1. If you get uncomfortable as an adult when good things happen to you, such as when you achieve success, or if you’re unable to relax, be spontaneous, and have fun when you’re hanging out with your friends, the reason for this might be that your parents spoiled good things with their inconsiderate, selfish behavior or gave you gifts and then made you feel like you owed them something.

2. If you happen to have a hard time making decisions as an adult, that’s because you had to endure your parents’ constant, harsh criticism. They treated you like you weren’t smart and good enough to make your own choices and decisions. As a result, you depend on others when you have to make decisions in your adult life.

3. If you often please other people and care about their happiness and well-being more than about your own in your adulthood, the reason for this might be that your parents pressured you to put other people’s needs, desires, and problems before your own. They caused you to feel guilt if you put yourself before others.  

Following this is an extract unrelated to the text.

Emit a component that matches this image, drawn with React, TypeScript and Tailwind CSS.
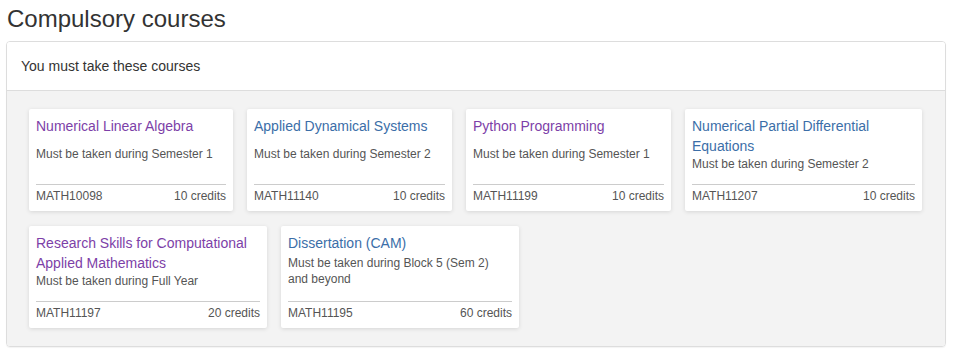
import React from 'react';

type Course = {
  title: string;
  code: string;
  credits: number;
  when: string;
  visited?: boolean;
  width: string;
};

const courses: Course[] = [
  { title: 'Numerical Linear Algebra', code: 'MATH10098', credits: 10, when: 'Must be taken during Semester 1', visited: true, width: 'w-[204px]' },
  { title: 'Applied Dynamical Systems', code: 'MATH11140', credits: 10, when: 'Must be taken during Semester 2', width: 'w-[205px]' },
  { title: 'Python Programming', code: 'MATH11199', credits: 10, when: 'Must be taken during Semester 1', visited: true, width: 'w-[205px]' },
  { title: 'Numerical Partial Differential Equations', code: 'MATH11207', credits: 10, when: 'Must be taken during Semester 2', width: 'w-[237px]' },
  { title: 'Research Skills for Computational Applied Mathematics', code: 'MATH11197', credits: 20, when: 'Must be taken during Full Year', visited: true, width: 'w-[238px]' },
  { title: 'Dissertation (CAM)', code: 'MATH11195', credits: 60, when: 'Must be taken during Block 5 (Sem 2) and beyond', width: 'w-[238px]' },
];

function CourseCard({ course }: { course: Course }) {
  return (
    <div className={`${course.width} flex flex-col bg-white rounded-[2px] px-[7px] pt-[7px] pb-[7px] shadow-[0_1px_4px_rgba(0,0,0,0.12)]`}>
      <a className={`text-[14px] leading-[20px] ${course.visited ? 'text-[#7d3fa8]' : 'text-[#3b6ea8]'}`}>
        {course.title}
      </a>
      <div className="flex-1 flex items-center">
        <p className="text-[12px] leading-[16px] text-[#555]">{course.when}</p>
      </div>
      <div className="mt-[12px] border-t border-[#ccc] pt-[3px] flex justify-between text-[12px] leading-[16px] text-[#555]">
        <span>{course.code}</span>
        <span>{course.credits} credits</span>
      </div>
    </div>
  );
}

export default function App() {
  return (
    <div className="w-[954px] h-[356px] bg-white font-['Liberation_Sans',Arial,sans-serif] text-[#333]">
      <h3 className="pl-[7px] pt-[5px] text-[24px] leading-[28px]">Compulsory courses</h3>

      <div className="mx-[6px] mt-[8px] w-[940px] border border-[#ddd] rounded-[4px] overflow-hidden shadow-[0_1px_1px_rgba(0,0,0,0.05)]">
        <div className="bg-white px-[14px] h-[49px] flex items-center border-b border-[#ddd] text-[14px]">
          You must take these courses
        </div>
        <div className="bg-[#f3f3f3] px-[22px] pt-[18px] pb-[18px] flex flex-wrap gap-x-[14px] gap-y-[15px]">
          {courses.map((c) => (
            <CourseCard key={c.code} course={c} />
          ))}
        </div>
      </div>
    </div>
  );
}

4. If arguments make you feel so overwhelmed and upset as an adult that you’re doing your best to avoid confrontations with other people, the reason for this might be that your parents didn’t allow you to complain about their behavior or anything else, have different opinion from them, and get into an argument with them. And when you tried to do any of these things, they punished you for it.  

5. If you feel drawn to uncertainty, confusion, and disorder rather than stability in your relationships as an adult, the reason for this might be that you were exposed to constant drama, shouting, scapegoating, tension, and disharmony that your parents created in your childhood.

6. If you find it hard to get close to other people as an adult even when you really want to, the reason for this might be that your parents were never there for you when you needed them. They didn’t bother to build a healthy, meaningful, close, and loving relationship with you. Or they were nice to you one moment and acted cold and distant the next. All this made you feel confused and unsafe.

7. If you find it hard to trust and confide in others even when you truly want to, the reason for this might be that your parents made you believe that you could have faith in them, then broke your trust or used your secrets, insecurities, or fears against you.

8. If you feel extremely sensitive when you’re in the company of entitled, overbearing, manipulative people as an adult, the reason for this might be that your parents tried to dominate and control most of your conversations and be the center of attention regardless of the situation.

9. If you have difficulty recognizing and accepting your feelings as an adult, the reason for this might be that your parents made you feel like your feelings, needs, ambitions, and desires weren’t important. They might have even ridiculed these.

10. If you often soothe yourself through eating excessively, overspending, smoking, drinking, or engaging in other self-destructive habits in your adult life, the reason for this might be that your parents’ selfish, manipulative, narcissistic behavior left you feeling unappreciated, disrespected, helpless, and unloved.